## What you are asked to do:
Copy out each line below that has the word "components" in it.

========================================================================

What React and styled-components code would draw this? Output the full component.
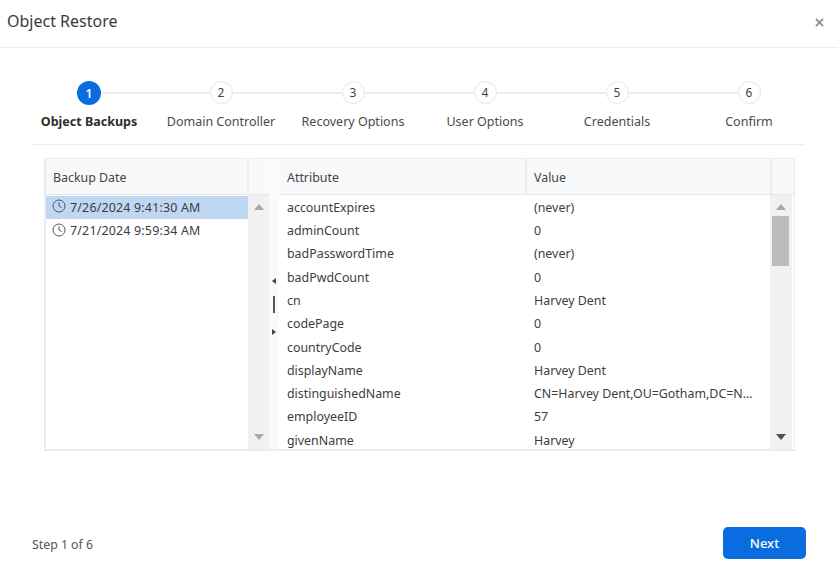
import React from 'react';
import styled, { createGlobalStyle } from 'styled-components';

const GlobalStyle = createGlobalStyle`
  html, body {
    margin: 0;
    padding: 0;
    background: #fff;
    font-family: "Noto Sans", "Open Sans", sans-serif;
    color: #333;
  }
`;

const Modal = styled.div`
  width: 838px;
  height: 577px;
  display: flex;
  flex-direction: column;
  overflow: hidden;
  background: #fff;
`;

const Header = styled.div`
  height: 48px;
  flex: none;
  display: flex;
  align-items: center;
  justify-content: space-between;
  padding: 0 14px 6px 7px;
  box-sizing: border-box;
  border-bottom: 1px solid #eeeeee;
`;

const Title = styled.div`
  font-size: 16px;
  color: #3a3a3a;
`;

const CloseIcon = styled.svg`
  width: 9px;
  height: 9px;
  margin-top: 3px;
`;

const Stepper = styled.div`
  display: flex;
  margin: 33px 33px 0 23px;
  flex: none;
`;

const Step = styled.div`
  width: 132px;
  flex: none;
  display: flex;
  flex-direction: column;
  align-items: center;
  position: relative;

  &:not(:last-child)::after {
    content: '';
    position: absolute;
    left: 66px;
    width: 132px;
    top: 11px;
    height: 2px;
    background: #eeeeee;
  }
`;

const Bubble = styled.div`
  width: ${p => (p.$active ? 24 : 23)}px;
  height: ${p => (p.$active ? 24 : 23)}px;
  box-sizing: border-box;
  border-radius: 50%;
  position: relative;
  z-index: 1;
  display: flex;
  align-items: center;
  justify-content: center;
  font-size: 12px;
  font-weight: ${p => (p.$active ? 600 : 400)};
  background: ${p => (p.$active ? '#0a6ddf' : '#fff')};
  color: ${p => (p.$active ? '#fff' : '#444')};
  border: ${p => (p.$active ? 'none' : '1px solid #e6e6e6')};
  margin-bottom: ${p => (p.$active ? 8 : 9)}px;
`;

const StepLabel = styled.div`
  font-size: 12.5px;
  line-height: 17px;
  white-space: nowrap;
  color: ${p => (p.$active ? '#2e2e2e' : '#4a4a4a')};
  font-weight: ${p => (p.$active ? 700 : 400)};
`;

const Rule = styled.div`
  height: 1px;
  flex: none;
  background: #eeeeee;
  margin: 14px 33px 0 32px;
`;

const Frame = styled.div`
  flex: none;
  display: flex;
  width: 751px;
  height: 293px;
  box-sizing: border-box;
  margin: 13px 0 0 44px;
  border: 2px solid #ececec;
  border-right-width: 1px;
  border-top-width: 1px;
`;

const Pane = styled.div`
  width: ${p => p.$width}px;
  flex: none;
  display: grid;
  grid-template-rows: 36px 1fr;
  grid-template-columns: 1fr ${p => p.$bar}px;
  min-height: 0;
`;

const HeadRow = styled.div`
  grid-column: 1 / -1;
  display: flex;
  background: #f8f9fb;
  border-bottom: 1px solid #e6e6e6;
`;

const HeadCell = styled.div`
  width: ${p => (p.$width ? `${p.$width}px` : 'auto')};
  flex: ${p => (p.$width ? 'none' : '1')};
  box-sizing: border-box;
  display: flex;
  align-items: center;
  padding: 1px 0 0 ${p => p.$pad || 8}px;
  font-size: 12.4px;
  color: #454545;
  border-right: 2px solid #ececec;

  &:last-child {
    border-right: none;
  }
`;

const Body = styled.div`
  overflow: hidden;
  min-height: 0;
  padding-top: 0.6px;
`;

const Row = styled.div`
  height: 23.3px;
  display: flex;
  align-items: center;
  font-size: 12.4px;
  color: #3d3d3d;
  white-space: nowrap;
  background: ${p => (p.$selected ? '#bfd7f3' : 'transparent')};
`;

const DateRow = styled(Row)`
  padding-left: 6px;
  gap: 4px;
  letter-spacing: 0.2px;
`;

const ClockIcon = styled.svg`
  width: 14px;
  height: 14px;
  flex: none;
  margin-top: -2px;
`;

const NameCell = styled.div`
  width: 247px;
  flex: none;
  padding-left: 8px;
  box-sizing: border-box;
`;

const ValueCell = styled.div`
  flex: 1;
  padding-left: 8px;
  box-sizing: border-box;
`;

const Scrollbar = styled.div`
  background: #f1f1f1;
  display: flex;
  flex-direction: column;
  align-items: center;
  justify-content: space-between;
  padding: 9px 0;
  margin-right: ${p => p.$gap || 0}px;
  box-sizing: border-box;
  position: relative;
`;

const Thumb = styled.div`
  position: absolute;
  top: 21px;
  left: 2px;
  right: 3px;
  height: 50px;
  background: #bcbcbc;
`;

const Arrow = styled.div`
  width: 0;
  height: 0;
  border-left: 5px solid transparent;
  border-right: 5px solid transparent;
  ${p => (p.$down ? 'border-top' : 'border-bottom')}: 6px solid ${p => (p.$dark ? '#505050' : '#a8a8a8')};
`;

const Splitter = styled.div`
  width: 10px;
  flex: none;
  display: flex;
  flex-direction: column;
  align-items: center;
  justify-content: center;
  gap: 12px;
  padding-top: 5px;
  background: #fafafa;
  box-sizing: border-box;
`;

const SideArrow = styled.div`
  width: 0;
  height: 0;
  border-top: 3px solid transparent;
  border-bottom: 3px solid transparent;
  margin-top: ${p => (p.$right ? 4 : 0)}px;
  ${p => (p.$right ? 'border-left' : 'border-right')}: 4px solid #444;
`;

const Grip = styled.div`
  width: 2px;
  height: 17px;
  background: #555;
`;

const Footer = styled.div`
  flex: 1;
  display: flex;
  align-items: flex-end;
  justify-content: space-between;
  padding: 0 32px 18px 32px;
  box-sizing: border-box;
`;

const StepCount = styled.div`
  font-size: 12.3px;
  color: #555;
  margin-bottom: 6px;
`;

const NextButton = styled.button`
  width: 83px;
  height: 32px;
  border: none;
  border-radius: 5px;
  background: #0a6ddf;
  color: #fff;
  font-family: inherit;
  font-size: 13px;
  font-weight: 500;
`;

const steps = ['Object Backups', 'Domain Controller', 'Recovery Options', 'User Options', 'Credentials', 'Confirm'];

const backups = ['7/26/2024 9:41:30 AM', '7/21/2024 9:59:34 AM'];

const attributes = [
  ['accountExpires', '(never)'],
  ['adminCount', '0'],
  ['badPasswordTime', '(never)'],
  ['badPwdCount', '0'],
  ['cn', 'Harvey Dent'],
  ['codePage', '0'],
  ['countryCode', '0'],
  ['displayName', 'Harvey Dent'],
  ['distinguishedName', 'CN=Harvey Dent,OU=Gotham,DC=N...'],
  ['employeeID', '57'],
  ['givenName', 'Harvey'],
];

const Clock = () => (
  <ClockIcon viewBox="0 0 14 14" fill="none" stroke="#555" strokeWidth="1">
    <circle cx="7" cy="7" r="6" />
    <path d="M7 3.2V7l2.6 1.6" />
  </ClockIcon>
);

const App = () => (
  <Modal>
    <GlobalStyle />
    <Header>
      <Title>Object Restore</Title>
      <CloseIcon viewBox="0 0 10 10" stroke="#8a8a8a" strokeWidth="1.8">
        <path d="M1 1l8 8M9 1L1 9" />
      </CloseIcon>
    </Header>
    <Stepper>
      {steps.map((label, i) => (
        <Step key={label}>
          <Bubble $active={i === 0}>{i + 1}</Bubble>
          <StepLabel $active={i === 0}>{label}</StepLabel>
        </Step>
      ))}
    </Stepper>
    <Rule />
    <Frame>
      <Pane $width={223} $bar={21}>
        <HeadRow>
          <HeadCell $width={203} $pad={7}>Backup Date</HeadCell>
          <HeadCell />
        </HeadRow>
        <Body>
          {backups.map((date, i) => (
            <DateRow key={date} $selected={i === 0}>
              <Clock />
              {date}
            </DateRow>
          ))}
        </Body>
        <Scrollbar>
          <Arrow />
          <Arrow $down />
        </Scrollbar>
      </Pane>
      <Splitter>
        <SideArrow />
        <Grip />
        <SideArrow $right />
      </Splitter>
      <Pane $width={515} $bar={24}>
        <HeadRow>
          <HeadCell $width={248}>Attribute</HeadCell>
          <HeadCell $width={245} $pad={7}>Value</HeadCell>
          <HeadCell />
        </HeadRow>
        <Body>
          {attributes.map(([name, value]) => (
            <Row key={name}>
              <NameCell>{name}</NameCell>
              <ValueCell>{value}</ValueCell>
            </Row>
          ))}
        </Body>
        <Scrollbar $gap={2}>
          <Arrow />
          <Thumb />
          <Arrow $down $dark />
        </Scrollbar>
      </Pane>
    </Frame>
    <Footer>
      <StepCount>Step 1 of 6</StepCount>
      <NextButton>Next</NextButton>
    </Footer>
  </Modal>
);

export default App;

========================================================================

## Answer to the exercise:
What React and styled-components code would draw this? Output the full component.
import styled, { createGlobalStyle } from 'styled-components';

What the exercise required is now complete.